Over the last couple of years I feel like you’ve been not as interested in the friendship as me. Maybe I creeped you out by always being interested in the possibility of something more and you just didn’t know how to say it. But I always feel like I’m the one extending myself. Even when I come back into town and haven’t been there in years… I’m still the one hunting you down and leaving my family and their house to come see you, and it’s always me initiating it or asking “can I come see you?” Even though before every trip you talk about all the fun stuff we are going to do when I get back, and it never happens.
I think that either you didn’t really care if we hung out or not or you are just a bad friend to me. I feel I let these things slide because I always thought that “one day there would be something more” and (apart from drunken texts) I gave up on that awhile ago so all that is left is something that I don’t want to do anymore. I’ll never have a bad thing or anything to say about you to anyone else, I wish you well in your future endeavors. Don’t feel like you have to respond, I said what I needed and have no need to say anything else, goodbye
Thanks for reading,
Benjamin
“Is it all? Is this how it ends with a simple telephone call email? You leave me here with nothing at all.”
APPENDIX:
“Goodbye, so long, farewell, au revoir.”
Track List:
“It’s Been a While,” Staind
“Mushaboom,” Fiest
“First Day of My Life,” Bright Eyes
“Why Do You Let Me Stay Here,” She & Him
“Brand New Colony,” The Postal Service
“Just like a Woman,” Bob Dylan
“Cold Hard Bitch,” Jet
“With a Little Help From My Friends,” The Beatles
“Such Great Heights,” The Postal Service
“Home,” Edward Sharpe and the Magnetic Zeros
“The Funeral,” Band of Horses
“Kissing the Lipless,” The Shins
“Mama, You’ve Been On My Mind,” Jeff Buckley
“Skinny Love,” Bon Iver
“Comme des Enfants,” Coeur de Pirate
“All or Nothing,” O-Town
“How to Say Goodbye,” Paul Tiernan
Random Facts and Thoughts
- Rarely were both of us single at the same time
- In all this time neither made a real move to be together. The closest he ever got was after our first kiss when he asked Brian to ask me if we could be together.

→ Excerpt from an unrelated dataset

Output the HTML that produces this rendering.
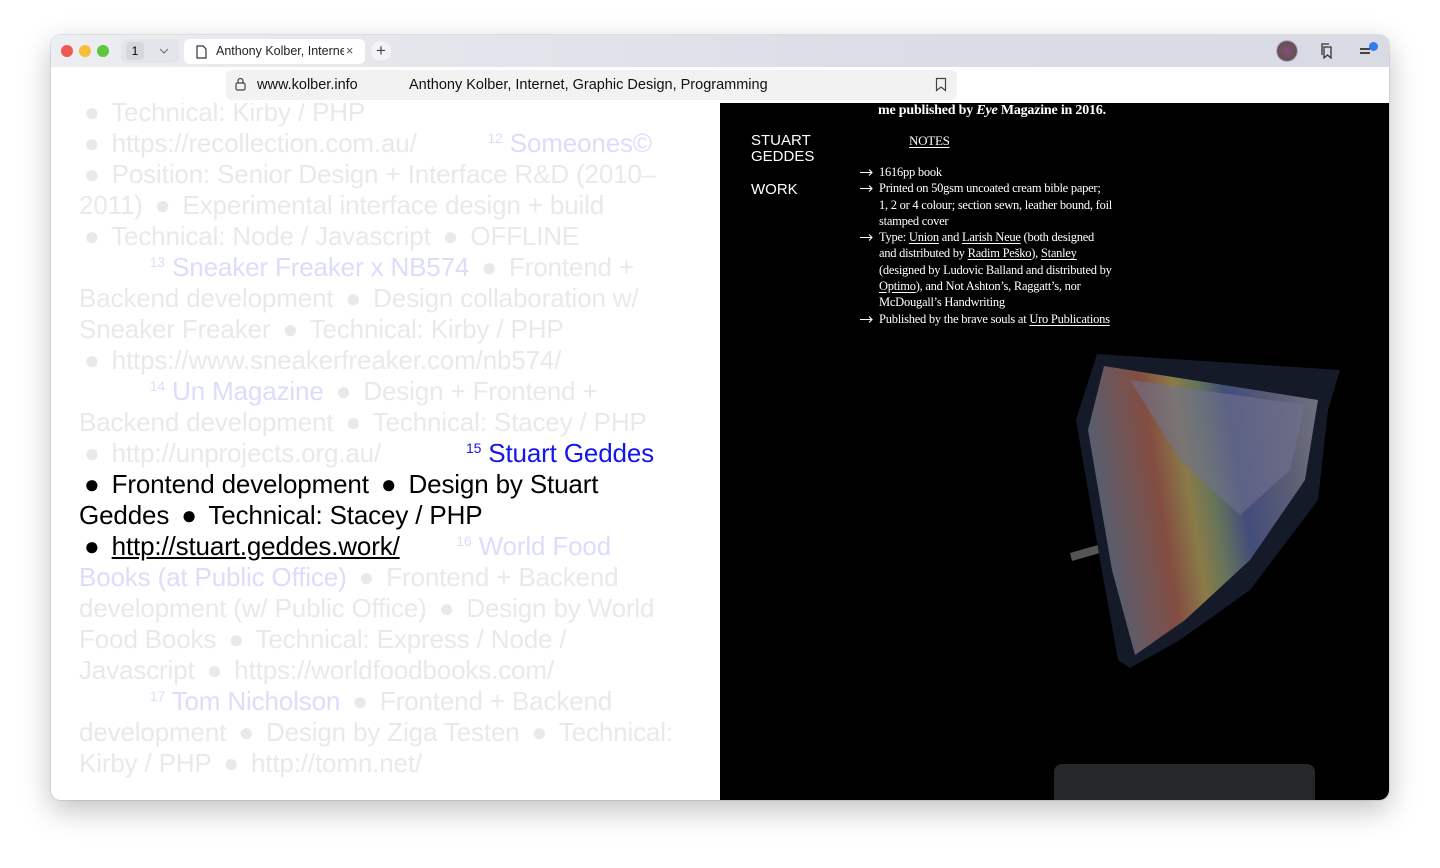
<!DOCTYPE html>
<html><head><meta charset="utf-8"><style>
*{margin:0;padding:0;box-sizing:border-box}
body{width:1440px;height:868px;background:#fff;position:relative;overflow:hidden;font-family:"Liberation Sans",Arial,sans-serif}
.win{position:absolute;left:51px;top:35px;width:1338px;height:765px;border-radius:10px;overflow:hidden;box-shadow:0 10px 30px rgba(0,0,0,.25),0 0 0 1px rgba(0,0,0,.08)}
.tabbar{position:absolute;left:0;top:0;width:100%;height:32px;background:linear-gradient(90deg,#eceef2,#dcdde6 60%,#d8dae4)}
.addr{position:absolute;left:0;top:32px;width:100%;height:36px;background:#fff}
.dot{position:absolute;top:10px;width:12px;height:12px;border-radius:50%}
.content{position:absolute;left:0;top:68px;width:100%;height:697px;overflow:hidden}
.left{position:absolute;left:0;top:0;width:669px;height:697px;background:#fff;overflow:hidden}
.right{position:absolute;left:669px;top:0;width:669px;height:697px;background:#000;overflow:hidden}
.ln{position:absolute;left:28px;font-size:26px;line-height:31px;height:31px;white-space:pre;color:#e9e9e9;letter-spacing:-0.15px}
.d{font-style:normal;margin:0 5px}
.f{margin-left:5px}
.b{color:#dcdcfb}
.k{color:#000}
.bl{color:#1515ee}
sup{font-size:14px;line-height:0;position:relative;top:-9px;vertical-align:baseline}
.serif{font-family:"Liberation Serif",serif;color:#fff;font-size:12.5px;line-height:16.3px;position:absolute;letter-spacing:-0.25px}
.notes{white-space:nowrap}
.serif u{text-decoration:underline;text-underline-offset:2px}
.it{padding-left:19px;position:relative}
.it svg{position:absolute;left:0;top:5px}
.sans{position:absolute;color:#fff;font-size:15px;line-height:16px}
</style></head><body>
<div class="win">
 <div class="tabbar">
  <div class="dot" style="left:10px;background:#ee5a52"></div>
  <div class="dot" style="left:28px;background:#f4bd3a"></div>
  <div class="dot" style="left:46px;background:#5fc73f"></div>
  <div style="position:absolute;left:70px;top:4px;width:58px;height:24px;border-radius:6px;background:#e4e5ea"></div>
  <div style="position:absolute;left:75px;top:7px;width:18px;height:18px;border-radius:4px;background:#d6d7dc;font-size:12px;text-align:center;line-height:18px">1</div>
  <svg style="position:absolute;left:108px;top:13px" width="10" height="6" viewBox="0 0 10 6"><path d="M1 1l4 4 4-4" fill="none" stroke="#777" stroke-width="1.2"/></svg>
  <div style="position:absolute;left:133px;top:4px;width:181px;height:25px;border-radius:6px;background:#fff;font-size:12.5px;line-height:25px;padding-left:32px;color:#222;white-space:nowrap;overflow:hidden">Anthony Kolber, Interne<span style="color:#aaa">t</span><span style="position:absolute;left:160px;top:0;width:21px;background:#fff;color:#555;padding-left:2px">×</span>
   <svg style="position:absolute;left:12px;top:6px" width="11" height="14" viewBox="0 0 11 14"><path d="M1 1h6l3 3v9H1z" fill="none" stroke="#333" stroke-width="1.2"/></svg></div>
  <div style="position:absolute;left:320px;top:6px;width:20px;height:20px;border-radius:50%;background:#f3f3f6;text-align:center;font-size:17px;line-height:19px;color:#444">+</div>
  <div style="position:absolute;left:1226px;top:6px;width:20px;height:20px;border-radius:50%;background:radial-gradient(circle,#8a4a7a,#4a5a3a);box-shadow:0 0 0 1px #c9a0e0"></div>
  <svg style="position:absolute;left:1269px;top:8px" width="14" height="16" viewBox="0 0 14 16"><path d="M4 4h7v11l-3.5-3L4 15z M2 12V1h7" fill="none" stroke="#333" stroke-width="1.3"/></svg>
  <div style="position:absolute;left:1309px;top:13px;width:10px;height:1.5px;background:#444;box-shadow:0 4px 0 #444"></div>
  <div style="position:absolute;left:1318px;top:7px;width:9px;height:9px;border-radius:50%;background:#2f7bf0"></div>
 </div>
 <div class="addr">
  <div style="position:absolute;left:175px;top:3px;width:731px;height:30px;border-radius:6px;background:#f2f2f3"></div>
  <svg style="position:absolute;left:184px;top:10px" width="11" height="14" viewBox="0 0 11 14"><rect x="1" y="6" width="9" height="7" rx="1.5" fill="none" stroke="#444" stroke-width="1.2"/><path d="M3 6V4a2.5 2.5 0 0 1 5 0v2" fill="none" stroke="#444" stroke-width="1.2"/></svg>
  <div style="position:absolute;left:206px;top:10px;font-size:14.5px;color:#111">www.kolber.info</div>
  <div style="position:absolute;left:358px;top:10px;font-size:14.5px;color:#111">Anthony Kolber, Internet, Graphic Design, Programming</div>
  <svg style="position:absolute;left:884px;top:10px" width="12" height="15" viewBox="0 0 12 15"><path d="M1.5 1.5h9v12l-4.5-3.5-4.5 3.5z" fill="none" stroke="#444" stroke-width="1.2"/></svg>
 </div>
 <div class="content">
  <div class="left">
   <div class="ln" style="top:-6px"><i class="d f">●</i> Technical: Kirby / PHP</div>
   <div class="ln" style="top:25px"><i class="d f">●</i> https://recollection.com.au/          <span class="b"><sup>12</sup> Someones©</span></div>
   <div class="ln" style="top:56px"><i class="d f">●</i> Position: Senior Design + Interface R&amp;D (2010–</div>
   <div class="ln" style="top:87px">2011) <i class="d">●</i> Experimental interface design + build</div>
   <div class="ln" style="top:118px"><i class="d f">●</i> Technical: Node / Javascript <i class="d">●</i> OFFLINE</div>
   <div class="ln" style="top:149px">          <span class="b"><sup>13</sup> Sneaker Freaker x NB574</span> <i class="d">●</i> Frontend +</div>
   <div class="ln" style="top:180px">Backend development <i class="d">●</i> Design collaboration w/</div>
   <div class="ln" style="top:211px">Sneaker Freaker <i class="d">●</i> Technical: Kirby / PHP</div>
   <div class="ln" style="top:242px"><i class="d f">●</i> https://www.sneakerfreaker.com/nb574/</div>
   <div class="ln" style="top:273px">          <span class="b"><sup>14</sup> Un Magazine</span> <i class="d">●</i> Design + Frontend +</div>
   <div class="ln" style="top:304px">Backend development <i class="d">●</i> Technical: Stacey / PHP</div>
   <div class="ln" style="top:335px"><i class="d f">●</i> http://unprojects.org.au/            <span class="bl"><sup>15</sup> Stuart Geddes</span></div>
   <div class="ln k" style="top:366px"><i class="d f">●</i> Frontend development <i class="d">●</i> Design by Stuart</div>
   <div class="ln k" style="top:397px">Geddes <i class="d">●</i> Technical: Stacey / PHP</div>
   <div class="ln k" style="top:428px"><i class="d f">●</i> <u>http://stuart.geddes.work/</u>        <span class="b"><sup>16</sup> World Food</span></div>
   <div class="ln" style="top:459px"><span class="b">Books (at Public Office)</span> <i class="d">●</i> Frontend + Backend</div>
   <div class="ln" style="top:490px">development (w/ Public Office) <i class="d">●</i> Design by World</div>
   <div class="ln" style="top:521px">Food Books <i class="d">●</i> Technical: Express / Node /</div>
   <div class="ln" style="top:552px">Javascript <i class="d">●</i> https://worldfoodbooks.com/</div>
   <div class="ln" style="top:583px">          <span class="b"><sup>17</sup> Tom Nicholson</span> <i class="d">●</i> Frontend + Backend</div>
   <div class="ln" style="top:614px">development <i class="d">●</i> Design by Ziga Testen <i class="d">●</i> Technical:</div>
   <div class="ln" style="top:645px">Kirby / PHP <i class="d">●</i> http://tomn.net/</div>
  </div>
  <div class="right">
   <div class="serif" style="left:158px;top:0px;font-size:14px;font-weight:bold;letter-spacing:-0.2px">me published by <i>Eye</i> Magazine in 2016.</div>
   <div class="sans" style="left:31px;top:30px">STUART<br>GEDDES</div>
   <div class="sans" style="left:31px;top:79px">WORK</div>
   <div class="serif" style="left:189px;top:30px;font-size:13px"><u>NOTES</u></div>
   <div class="serif notes" style="left:140px;top:61px">
    <div class="it"><svg width="13" height="7" viewBox="0 0 13 7"><path d="M0 3.5h12M9 0.5l3 3-3 3" fill="none" stroke="#fff" stroke-width="1.1"/></svg>1616pp book</div>
    <div class="it"><svg width="13" height="7" viewBox="0 0 13 7"><path d="M0 3.5h12M9 0.5l3 3-3 3" fill="none" stroke="#fff" stroke-width="1.1"/></svg>Printed on 50gsm uncoated cream bible paper;<br>1, 2 or 4 colour; section sewn, leather bound, foil<br>stamped cover</div>
    <div class="it"><svg width="13" height="7" viewBox="0 0 13 7"><path d="M0 3.5h12M9 0.5l3 3-3 3" fill="none" stroke="#fff" stroke-width="1.1"/></svg>Type: <u>Union</u> and <u>Larish Neue</u> (both designed<br>and distributed by <u>Radim Peško</u>), <u>Stanley</u><br>(designed by Ludovic Balland and distributed by<br><u>Optimo</u>), and Not Ashton’s, Raggatt’s, nor<br>McDougall’s Handwriting</div>
    <div class="it"><svg width="13" height="7" viewBox="0 0 13 7"><path d="M0 3.5h12M9 0.5l3 3-3 3" fill="none" stroke="#fff" stroke-width="1.1"/></svg>Published by the brave souls at <u>Uro Publications</u></div>
   </div>
   <svg style="position:absolute;left:0;top:0" width="669" height="697" viewBox="720 103 669 697">
    <defs>
     <linearGradient id="g" x1="0" y1="0.2" x2="1" y2="0">
      <stop offset="0" stop-color="#6a6e80"/><stop offset="0.25" stop-color="#a05a48"/><stop offset="0.38" stop-color="#a89450"/><stop offset="0.48" stop-color="#7a8a68"/><stop offset="0.6" stop-color="#4e5a90"/><stop offset="0.8" stop-color="#6e6e88"/><stop offset="1" stop-color="#8a8a96"/>
     </linearGradient>
    </defs>
    <path d="M1070 553l28-8 2 8-28 8z" fill="#555"/>
    <path d="M1076 420L1097 354L1340 370L1328 410L1318 500L1250 590L1180 640L1130 668L1118 660L1100 560Z" fill="#141a28"/>
    <path d="M1088 430L1104 366L1318 400L1305 480L1250 560L1185 620L1135 655L1112 570Z" fill="url(#g)" opacity="0.8"/>
    <path d="M1130 380L1305 405L1290 470L1240 515L1180 460Z" fill="#707290" opacity="0.6"/>
    <rect x="1054" y="764" width="261" height="50" rx="8" fill="#262728"/>
   </svg>
  </div>
 </div>
</div>
</body></html>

- We kissed on two occasions only.
- He loved my family. My WHOLE family including uncle, aunt and cousins. So much that sometimes it felt like part of why he liked me was to be close to them. Like he was going to get a great bundling deal all for the small price of one girlfriend!

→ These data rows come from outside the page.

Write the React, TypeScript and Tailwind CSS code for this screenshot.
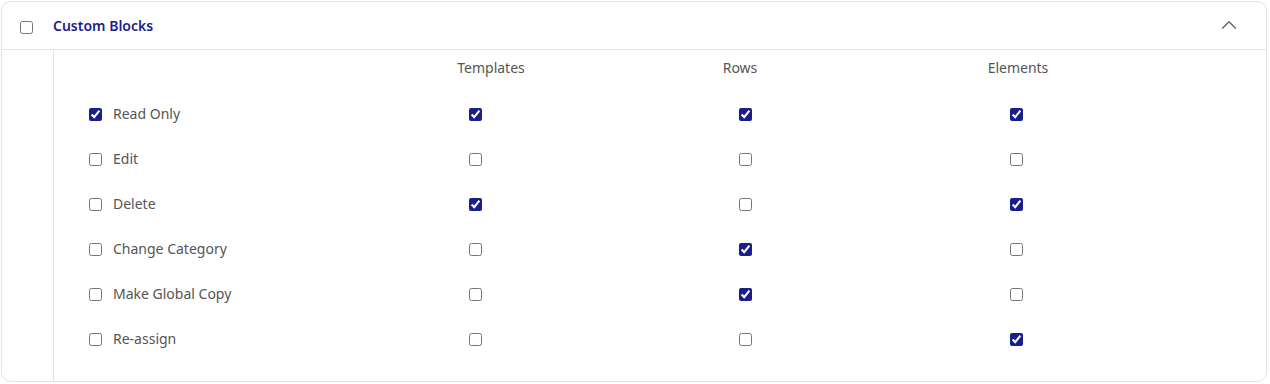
import { ChevronUp } from "lucide-react";

const columns = ["Templates", "Rows", "Elements"];

const permissions: { label: string; checked: boolean; values: boolean[] }[] = [
	{ label: "Read Only", checked: true, values: [true, true, true] },
	{ label: "Edit", checked: false, values: [false, false, false] },
	{ label: "Delete", checked: false, values: [true, false, true] },
	{ label: "Change Category", checked: false, values: [false, true, false] },
	{ label: "Make Global Copy", checked: false, values: [false, true, false] },
	{ label: "Re-assign", checked: false, values: [false, false, true] },
];

// per-column nudge of the checkbox relative to the centred header
const boxShift = ["mr-[32px]", "ml-[10px]", "mr-[4px]"];

const Box = ({ checked, className = "" }: { checked: boolean; className?: string }) => (
	<input
		type="checkbox"
		defaultChecked={checked}
		className={`m-0 h-[13px] w-[13px] accent-[#1a1d8c] ${className}`}
	/>
);

export default function App() {
	return (
		<div
			className="m-[1px] flex h-[381px] w-[1266px] flex-col rounded-[10px] border border-[#e3e3e3] bg-white text-[14px] text-[#555]"
			style={{ fontFamily: "'Noto Sans', 'Open Sans', sans-serif" }}
		>
			<div className="flex h-[48px] shrink-0 items-center border-b border-[#e3e3e3]">
				<div className="flex w-[51px] pl-[18px] pt-[4px]">
					<Box checked={false} />
				</div>
				<span className="text-[14px] font-semibold text-[#1b1e8a]">Custom Blocks</span>
				<ChevronUp size={26} strokeWidth={1} className="ml-auto mr-[24px] mb-[2px] text-[#555]" />
			</div>
			<div className="flex flex-1">
				<div className="w-[52px] border-r border-[#e3e3e3]" />
				<div className="flex-1 pb-[18px]">
					<div className="grid h-[42px] grid-cols-[346px_182px_316px_240px_1fr] pt-[8px]">
						<div />
						{columns.map(c => (
							<div key={c} className="text-center leading-[19px]">
								{c}
							</div>
						))}
					</div>
					{permissions.map(p => (
						<div key={p.label} className="grid h-[45px] grid-cols-[346px_182px_316px_240px_1fr] items-center">
							<div className="flex items-center gap-[11px] pl-[35px]">
								<Box checked={p.checked} />
								<span className="-mt-[2px]">{p.label}</span>
							</div>
							{p.values.map((v, i) => (
								<div key={i} className="flex justify-center">
									<Box checked={v} className={boxShift[i]} />
								</div>
							))}
						</div>
					))}
				</div>
			</div>
		</div>
	);
}
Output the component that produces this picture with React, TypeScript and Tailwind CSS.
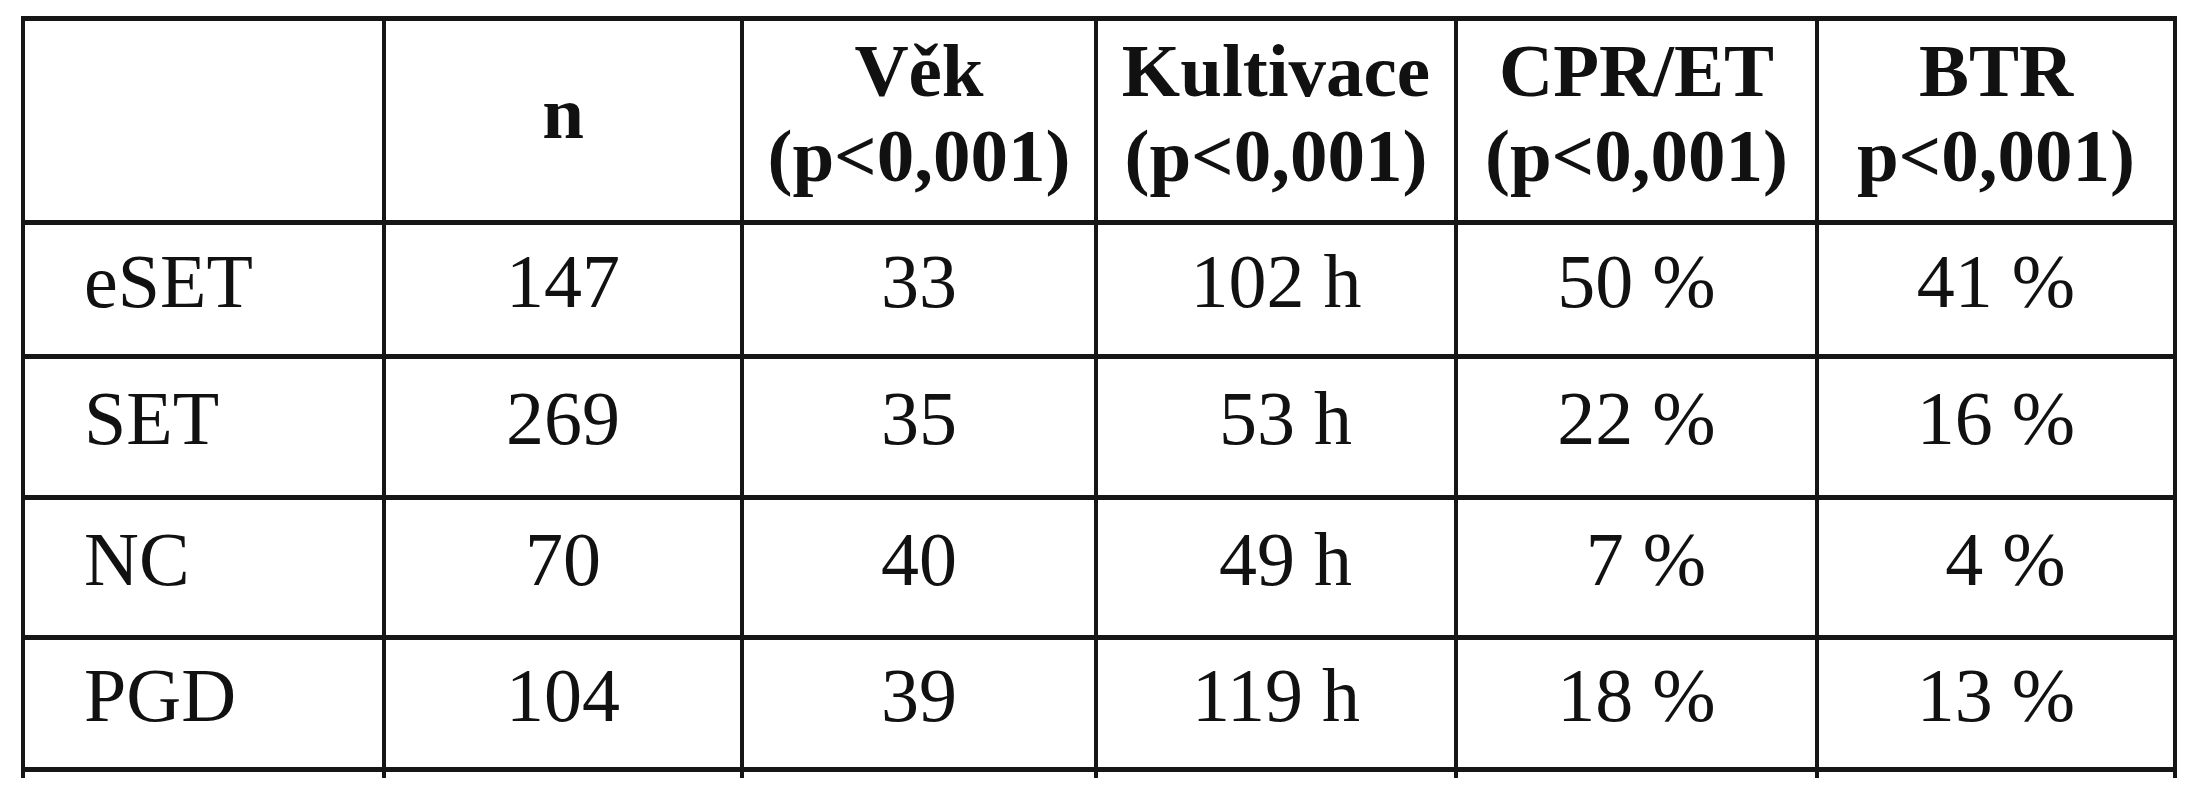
import React from "react";

const header: string[][] = [
  [],
  ["n"],
  ["Věk", "(p<0,001)"],
  ["Kultivace", "(p<0,001)"],
  ["CPR/ET", "(p<0,001)"],
  ["BTR", "p<0,001)"],
];

const rows: string[][] = [
  ["eSET", "147", "33", "102 h", "50 %", "41 %"],
  ["SET", "269", "35", " 53 h", "22 %", "16 %"],
  ["NC", "70", "40", " 49 h", " 7 %", " 4 %"],
  ["PGD", "104", "39", "119 h", "18 %", "13 %"],
];

const cellBase = "border-r-4 border-b-[5px] border-[#161616] flex items-center";

export default function App() {
  return (
    <div className="w-[2191px] h-[800px] bg-white text-[#111] pt-[16px] pl-[21px] font-['Liberation_Serif','Times_New_Roman',serif]">
      <div className="inline-grid grid-cols-[361px_358px_354px_360px_361px_358px] grid-rows-[204px_134px_141px_140px_132px_6px] border-l-4 border-t-[5px] border-[#161616]">
        {header.map((h, i) => (
          <div
            key={"h" + i}
            className={cellBase + " flex-col justify-center pb-[16px] font-bold text-[75px] leading-[85px]"}
          >
            {h.map((t, j) => (
              <div key={j}>{t}</div>
            ))}
          </div>
        ))}
        {rows.map((r, ri) =>
          r.map((c, ci) => (
            <div
              key={ri + "-" + ci}
              className={
                cellBase +
                " pb-[18px] text-[76px] leading-[90px] whitespace-pre " +
                (ci === 0 ? "justify-start pl-[59px]" : "justify-center")
              }
            >
              {c}
            </div>
          ))
        )}
        {header.map((_, i) => (
          <div key={"s" + i} className="border-r-4 border-[#161616]" />
        ))}
      </div>
    </div>
  );
}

- He met my parents at the US Open one year. He gave them really good seats and hung out with them all day. He was cool like that.
- Sara sent me a really long Facebook message after they got married essentially marking her territory. I wish I could find it for this story. It was so wonderfully passive aggressive and so horribly veiled in her effort “to be friends.”
- I told Carpe she wrote me and that he needed to make sure she understood we were friends only. She hacked into his account and read the message. That’s what led to those quiet years.
- I never met Sara in person. That message was the only time I had any contact with her.
- Carpe has great taste in music. And because of him so do I.
- No Subject—dude, it’s bad enough you sent that horrible, unnecessary email, but you couldn’t even bother to subject it? Try—Closure? Farewell? You’re the Worst?? Come on.
- Also, “I wish you well in your future endeavors” WTF—I mean it’s like a teacher signing my freakin yearbook.
- And did you see? He signed it “Benjamin.”